The Dance Exchange expects to resume its stimulating performance-discussion series with guest artists and scholars from various disciplines and cities in the spring. Choreographer Maida Withers is working on a new piece for her Dance Construction Company for the new year and plans to organize another Washington Dance Directions festival at George Washington University in June. The Maryland Dance Theater will appear at Tawes Theatre April 5. The D.C. Contemporary Dance Theater will present a program including Loyce Houlton's "Wingborne" at Cramton Auditorium in January, and another, with a new work by Mike Malone, at UDC in April. The Daniel West Dancers will offer a premiere at the Montgomery College Performing Arts Center in March.

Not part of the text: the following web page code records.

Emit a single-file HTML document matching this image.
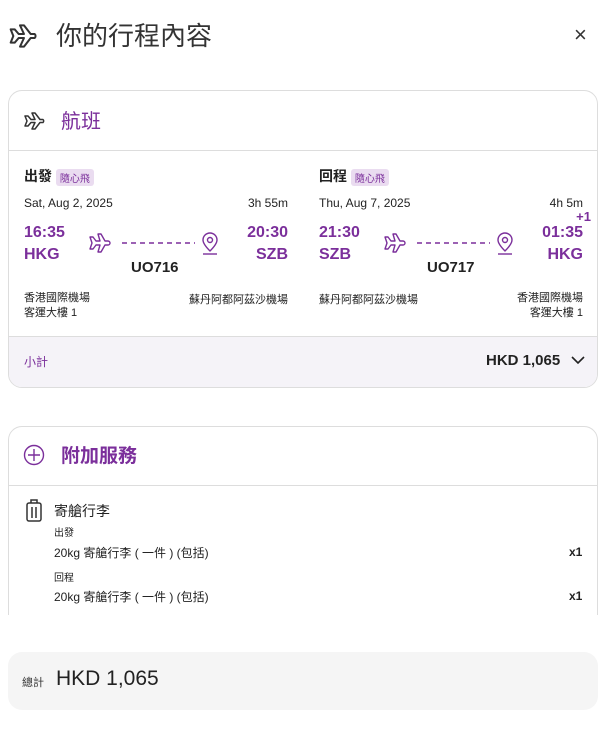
<!DOCTYPE html>
<html><head><meta charset="utf-8"><style>
*{box-sizing:border-box;margin:0;padding:0}
body{width:600px;height:749px;background:#fff;font-family:"Liberation Sans","Noto Sans CJK TC",sans-serif;color:#222;position:relative;overflow:hidden}
.a{position:absolute;white-space:nowrap}
.p{color:#7b2f9b}
.b{font-weight:bold}
.card{position:absolute;left:8px;width:590px;border:1px solid #ddd;border-radius:14px;background:#fff;overflow:hidden}
.badge{display:inline-block;background:#eadcf0;color:#7b2f9b;font-size:10px;padding:1px 4px;border-radius:3px;vertical-align:middle}
.r{text-align:right}
</style></head><body>
<svg class="a" style="left:8px;top:20px" width="32" height="32" viewBox="0 0 24 24" fill="none" stroke="#333" stroke-width="1.5" stroke-linejoin="round"><path d="M2 7l3 0 3 3.5h4L9 4h3l5 6.5h3a2 2 0 0 1 0 3h-3L12 20H9l3-6.5H8L5 17H2l2-5z"/></svg>
<div class="a" style="left:56px;top:16px;font-size:26px;color:#333">你的行程內容</div>
<div class="a" style="left:574px;top:22px;font-size:22px;color:#333">×</div>

<div class="card" style="top:90px;height:298px">
 <svg class="a" style="left:14px;top:18px" width="24" height="24" viewBox="0 0 24 24" fill="none" stroke="#333" stroke-width="1.5" stroke-linejoin="round"><path d="M2 7l3 0 3 3.5h4L9 4h3l5 6.5h3a2 2 0 0 1 0 3h-3L12 20H9l3-6.5H8L5 17H2l2-5z"/></svg>
 <div class="a p" style="left:52px;top:14px;font-size:20px">航班</div>
 <div class="a" style="left:0;top:59px;width:590px;border-top:1px solid #ddd"></div>
 <!-- outbound -->
 <div class="a b" style="left:15px;top:75px;font-size:14px">出發 <span class="badge" style="font-weight:normal">隨心飛</span></div>
 <div class="a" style="left:15px;top:105px;font-size:12px">Sat, Aug 2, 2025</div>
 <div class="a r" style="right:309px;top:105px;font-size:12px">3h 55m</div>
 <div class="a p b" style="left:15px;top:133px;font-size:16px">16:35</div>
 <div class="a p b" style="left:15px;top:155px;font-size:16px">HKG</div>
 <div class="a p b r" style="right:309px;top:133px;font-size:16px">20:30</div>
 <div class="a p b r" style="right:309px;top:155px;font-size:16px">SZB</div>
 <svg class="a" style="left:80px;top:140px" width="140" height="26" viewBox="0 0 140 26" fill="none" stroke="#7b2f9b" stroke-width="1.4" stroke-linejoin="round"><path d="M1 6h3l3 4h4L9 3h3l4 7h3a2 2 0 0 1 0 4h-3l-4 7H9l2-7H7l-3 4H1l2-6z"/><path d="M33 12h73" stroke-dasharray="5 4"/><path d="M121 20c-5-5-7-8-7-11a7 7 0 0 1 14 0c0 3-2 6-7 11z"/><circle cx="121" cy="9" r="2.5"/><path d="M114 23h14"/></svg>
 <div class="a b" style="left:122px;top:168px;font-size:15px">UO716</div>
 <div class="a" style="left:15px;top:200px;font-size:11px;line-height:15px">香港國際機場<br>客運大樓 1</div>
 <div class="a r" style="right:309px;top:200px;font-size:11px">蘇丹阿都阿茲沙機場</div>
 <!-- return -->
 <div class="a b" style="left:310px;top:75px;font-size:14px">回程 <span class="badge" style="font-weight:normal">隨心飛</span></div>
 <div class="a" style="left:310px;top:105px;font-size:12px">Thu, Aug 7, 2025</div>
 <div class="a r" style="right:14px;top:105px;font-size:12px">4h 5m</div>
 <div class="a p b r" style="right:6px;top:118px;font-size:13px">+1</div>
 <div class="a p b" style="left:310px;top:133px;font-size:16px">21:30</div>
 <div class="a p b" style="left:310px;top:155px;font-size:16px">SZB</div>
 <div class="a p b r" style="right:14px;top:133px;font-size:16px">01:35</div>
 <div class="a p b r" style="right:14px;top:155px;font-size:16px">HKG</div>
 <svg class="a" style="left:375px;top:140px" width="140" height="26" viewBox="0 0 140 26" fill="none" stroke="#7b2f9b" stroke-width="1.4" stroke-linejoin="round"><path d="M1 6h3l3 4h4L9 3h3l4 7h3a2 2 0 0 1 0 4h-3l-4 7H9l2-7H7l-3 4H1l2-6z"/><path d="M33 12h73" stroke-dasharray="5 4"/><path d="M121 20c-5-5-7-8-7-11a7 7 0 0 1 14 0c0 3-2 6-7 11z"/><circle cx="121" cy="9" r="2.5"/><path d="M114 23h14"/></svg>
 <div class="a b" style="left:418px;top:168px;font-size:15px">UO717</div>
 <div class="a" style="left:310px;top:200px;font-size:11px">蘇丹阿都阿茲沙機場</div>
 <div class="a r" style="right:14px;top:200px;font-size:11px;line-height:15px">香港國際機場<br>客運大樓 1</div>
 <!-- subtotal -->
 <div class="a" style="left:0;top:245px;width:590px;height:53px;background:#f5f3f8;border-top:1px solid #ddd"></div>
 <div class="a p" style="left:15px;top:262px;font-size:12px">小計</div>
 <div class="a b" style="left:477px;top:261px;font-size:15px">HKD 1,065</div>
 <svg class="a" style="left:562px;top:264px" width="14" height="10" viewBox="0 0 14 10" fill="none" stroke="#222" stroke-width="1.6"><path d="M1 2l6 6 6-6"/></svg>
</div>

<div class="card" style="top:426px;height:230px">
 <svg class="a" style="left:14px;top:17px" width="22" height="22" viewBox="0 0 22 22" fill="none" stroke="#7b2f9b" stroke-width="1.4"><circle cx="11" cy="11" r="9.5"/><path d="M11 5v12M5 11h12"/></svg>
 <div class="a p b" style="left:52px;top:14px;font-size:19px">附加服務</div>
 <div class="a" style="left:0;top:58px;width:590px;border-top:1px solid #ddd"></div>
 <svg class="a" style="left:16px;top:72px" width="18" height="24" viewBox="0 0 18 24" fill="none" stroke="#333" stroke-width="1.5"><rect x="2" y="4" width="14" height="18" rx="2"/><path d="M6 4V1h6v3M7 8v11M11 8v11"/></svg>
 <div class="a" style="left:45px;top:74px;font-size:14px">寄艙行李</div>
 <div class="a" style="left:45px;top:97px;font-size:10px">出發</div>
 <div class="a" style="left:45px;top:117px;font-size:12px">20kg 寄艙行李 ( 一件 ) (包括)</div>
 <div class="a b" style="left:560px;top:118px;font-size:12px">x1</div>
 <div class="a" style="left:45px;top:142px;font-size:10px">回程</div>
 <div class="a" style="left:45px;top:161px;font-size:12px">20kg 寄艙行李 ( 一件 ) (包括)</div>
 <div class="a b" style="left:560px;top:162px;font-size:12px">x1</div>
</div>
<div class="a" style="left:0;top:615px;width:600px;height:134px;background:#fff"></div>

<div class="a" style="left:8px;top:652px;width:590px;height:58px;background:#f5f5f5;border-radius:14px"></div>
<div class="a" style="left:22px;top:674px;font-size:11px;color:#333">總計</div>
<div class="a" style="left:56px;top:667px;font-size:21px;color:#222">HKD 1,065</div>
</body></html>
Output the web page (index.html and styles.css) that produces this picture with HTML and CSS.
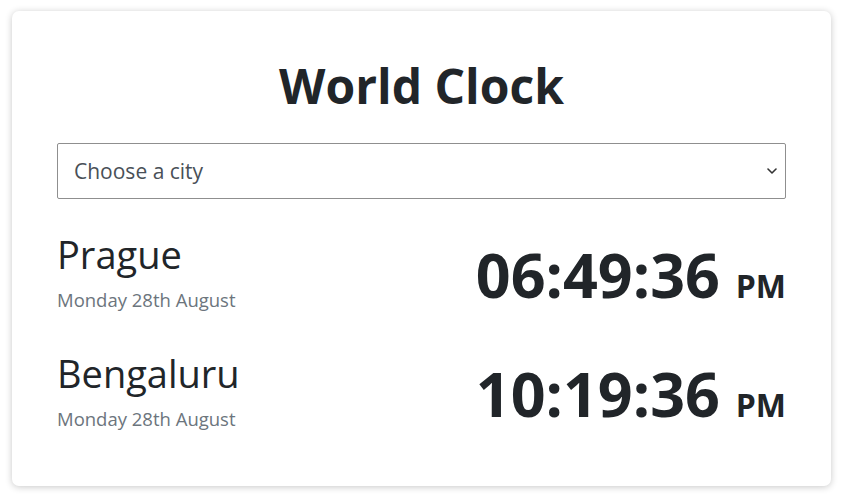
FILE: index.html
```html
<!DOCTYPE html>
<html lang="en">
<head>
<meta charset="utf-8">
<title>World Clock</title>
<link rel="stylesheet" href="styles.css">
</head>
<body>
<main class="card">
  <h1 class="title">World Clock</h1>
  <div class="select-wrap">
    <select class="city-select">
      <option>Choose a city</option>
      <option>Prague</option>
      <option>Bengaluru</option>
    </select>
    <svg class="chevron" width="10" height="6" viewBox="0 0 10 6" aria-hidden="true"><path d="M1 1l4 4 4-4" fill="none" stroke="#333" stroke-width="1.6" stroke-linecap="round" stroke-linejoin="round"/></svg>
  </div>
  <section class="city">
    <div class="city-info">
      <h2 class="city-name">Prague</h2>
      <div class="city-date">Monday 28th August</div>
    </div>
    <div class="city-time">06:49:36 <small class="ampm">PM</small></div>
  </section>
  <section class="city">
    <div class="city-info">
      <h2 class="city-name">Bengaluru</h2>
      <div class="city-date">Monday 28th August</div>
    </div>
    <div class="city-time">10:19:36 <small class="ampm">PM</small></div>
  </section>
</main>
</body>
</html>
```
FILE: styles.css
```css
* { box-sizing: border-box; }
html, body { margin: 0; background: #fff; }
body {
  font-family: "Open Sans", "Noto Sans", sans-serif;
  color: #212529;
  padding: 11px 14px 12px 12px;
}
.card {
  background: #fff;
  border-radius: 7px;
  box-shadow: 0 1px 7px rgba(0,0,0,0.22);
  padding: 45px 45px 55px;
}
.title {
  margin: 0 0 27px;
  text-align: center;
  font-size: 48px;
  line-height: 60px;
  font-weight: 700;
}
.select-wrap { position: relative; }
.city-select {
  display: block;
  width: 100%;
  height: 56px;
  appearance: none;
  -webkit-appearance: none;
  background: #fff;
  border: 1px solid #8f8f8f;
  border-radius: 2px;
  padding: 0 40px 0 16px;
  font-family: inherit;
  font-size: 21px;
  color: #495057;
}
.chevron {
  position: absolute;
  right: 9px;
  top: 25px;
}
.city {
  display: flex;
  justify-content: space-between;
  align-items: flex-end;
  margin-top: 32px;
}
.city + .city { margin-top: 38px; }
.city-name {
  margin: 0;
  font-size: 38px;
  line-height: 46px;
  font-weight: 400;
}
.city-date {
  margin-top: 11px;
  font-size: 18.5px;
  line-height: 24px;
  color: #6c757d;
}
.city-time {
  font-size: 61px;
  line-height: 52px;
  font-weight: 700;
  white-space: nowrap;
}
.ampm {
  font-size: 32px;
  font-weight: 700;
}
```
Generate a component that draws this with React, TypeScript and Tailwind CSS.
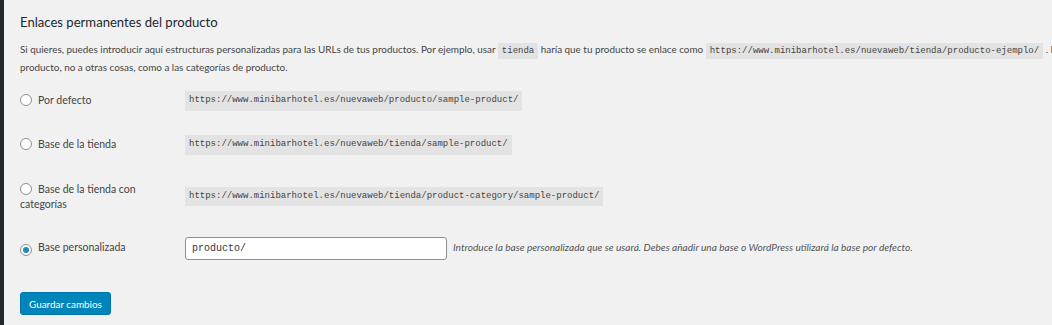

The Joffrey II company will be appearing at George Mason University's Harris Theatre on Jan. 22. At GMU's own Dance Company spring concert at the Harris in April, a new work by Marta Renzi will be shown. Choreographer Jeff Duncan will also have a studio showing at GMU the same month. Mount Vernon College plans to mount a sequel to last year's "Spring Moves" festival in April and May. Dance Arts Moving Arts is working on a dance film series. The Alexandria-based Coda troupe, about to choose a new artistic director, plans a gala performance in April, among other '86 activities. The Jewish Community Center has scheduled performances by the Center Dance Ensemble, the Deaf Dimensions troupe and Frances Smith Cohen and Friends at its own Kreeger Auditorium in 1986, but will present its annual Choreographers Showcase at the Publick Playhouse in February. Also at Publick Playhouse will be performances by the Kotobuki Kai troupe and the American Contemporary Ballet Company, both in June.

Finally, an appealing prospect for next summer: Kennedy Center says it may be presenting both the Paris Opera Ballet, led by Rudolf Nureyev, and the National Ballet of Spain.